It is less easy to comment on other characteristics of Johnson's interiors at Woolverstone. The fireplace in the drawing room (B) is white marble with Siena inlay and can definitely be considered Johnson's work; similar later examples exist at Bradwell Lodge and Hatfield Place. Johnson also used Siena inlay at Killerton and for the fireplace at East Carlton Hall, which cost £56. The white marble fireplaces in the dining room (C) and the study (A) at Woolverstone maybe contemporary or could possibly be associated with Hopper's alterations; it has been suggested that they could be the work of J. C. F. Rossi (1762-1839). The painted 'Pompeian' fireplace in the dressing-room (B) on the first floor echoes the bow and arrow and quiver and torch motifs of the ceiling, which has been restored in the original colours. Johnson also used these motifs in the library ceiling at Holcombe House and in the drawing-room ceiling at Langford Grove.

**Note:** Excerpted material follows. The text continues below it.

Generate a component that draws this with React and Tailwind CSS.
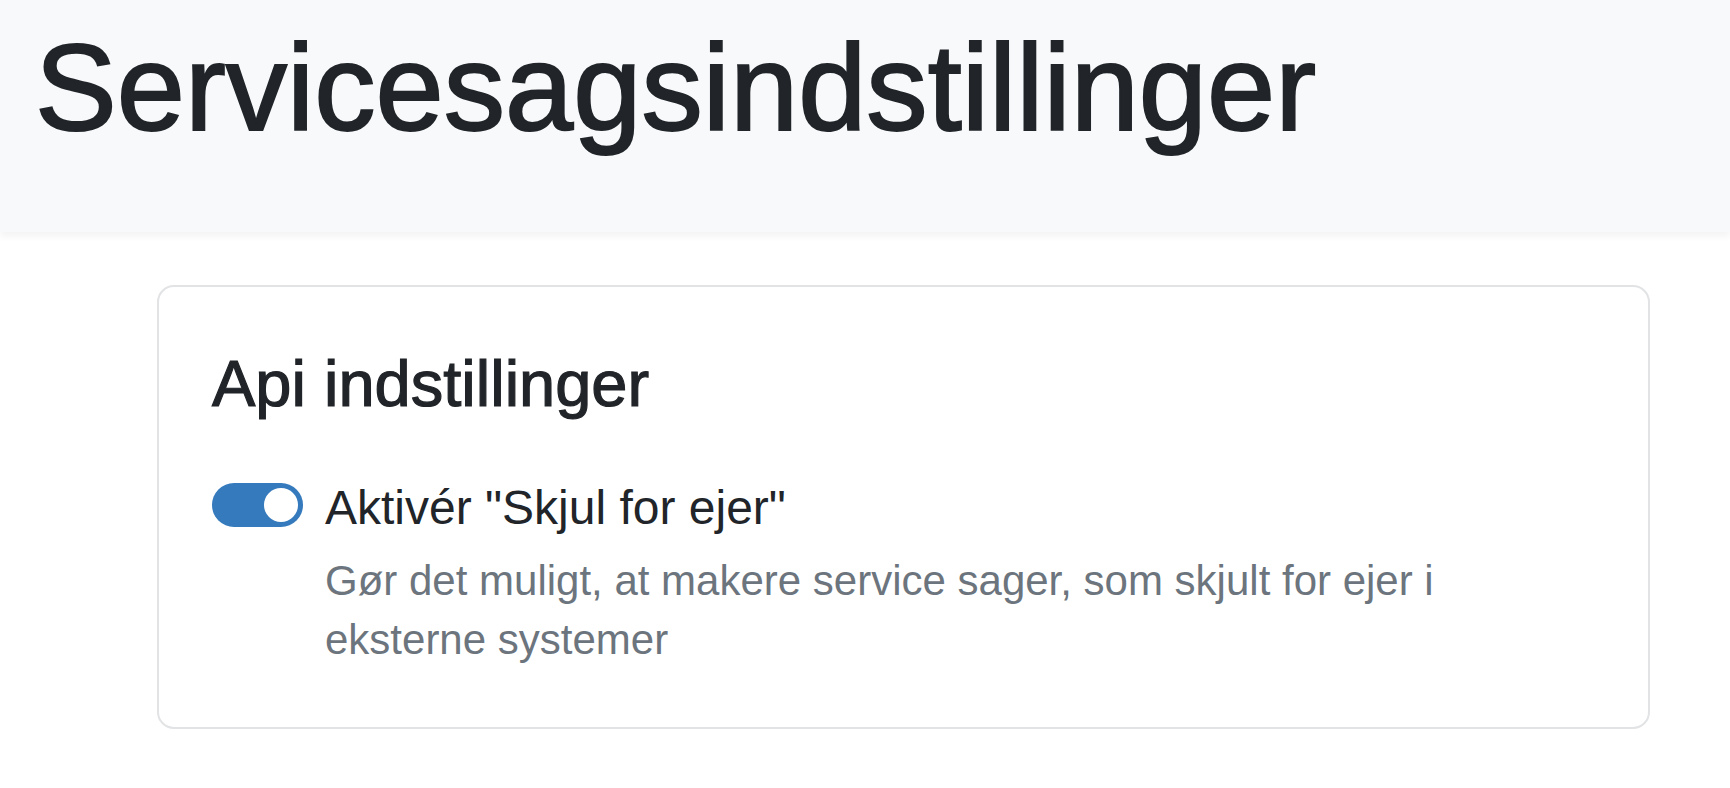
export default function App() {
  return (
    <div className="min-h-[788px] bg-white font-['Liberation_Sans',Arial,sans-serif] text-[#212529]">
      {/* Page header */}
      <header className="h-[232px] bg-[#f8f9fa] pt-[15px] pl-[35px] shadow-[0_5px_6px_rgba(0,0,0,0.045)]">
        <h1 className="text-[122.6px] leading-[146px] font-normal [-webkit-text-stroke:2px_#212529]">
          Servicesagsindstillinger
        </h1>
      </header>

      {/* Settings card */}
      <main className="pt-[53px]">
        <section className="ml-[157px] w-[1493px] rounded-[17px] border-2 border-[#e2e3e5] bg-white pl-[53px] pr-[54px] pt-[58px] pb-[58px]">
          <h2 className="text-[65px] leading-[77px] font-normal [-webkit-text-stroke:1.2px_#212529]">
            Api indstillinger
          </h2>

          <div className="mt-[50px] flex items-start gap-[22px]">
            {/* Switch (checked) */}
            <button
              type="button"
              role="switch"
              aria-checked="true"
              className="mt-[11px] flex h-[44px] w-[91px] shrink-0 items-center justify-end rounded-full bg-[#357abd] pr-[5px]"
            >
              <span className="block h-[34px] w-[34px] rounded-full bg-white" />
            </button>

            <div className="min-w-0 flex-1">
              <label className="block text-[48px] leading-[72px]">Aktivér "Skjul for ejer"</label>
              <p className="mt-[7px] text-[42px] leading-[59px] text-[#6c757d]">
                Gør det muligt, at makere service sager, som skjult for ejer i eksterne systemer
              </p>
            </div>
          </div>
        </section>
      </main>
    </div>
  );
}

The ceilings in the drawing room (B) and dining-room (C) on the ground floor at Woolverstone were also designed by Johnson, although the use of gold in the latter is not original; in the dining-room the panels in the form of radiating petals round the central motif, possibly based on a soffit in the Temple of the Sun at Palmyra, are almost identical in treatment with those in the ceiling of the front room on the first floor at 63 New Cavendish Street. The ceiling in the study (A) at Woolverstone may be associated with Hopper's alterations, but could well be as late as c. 1860. The treatment of the niche in the dining-room (C) is reminiscent of that at 63 New Cavendish Street. The present blue and white treatment of the walls in the dining-room (C) represents an old, but not necessarily original, colour scheme.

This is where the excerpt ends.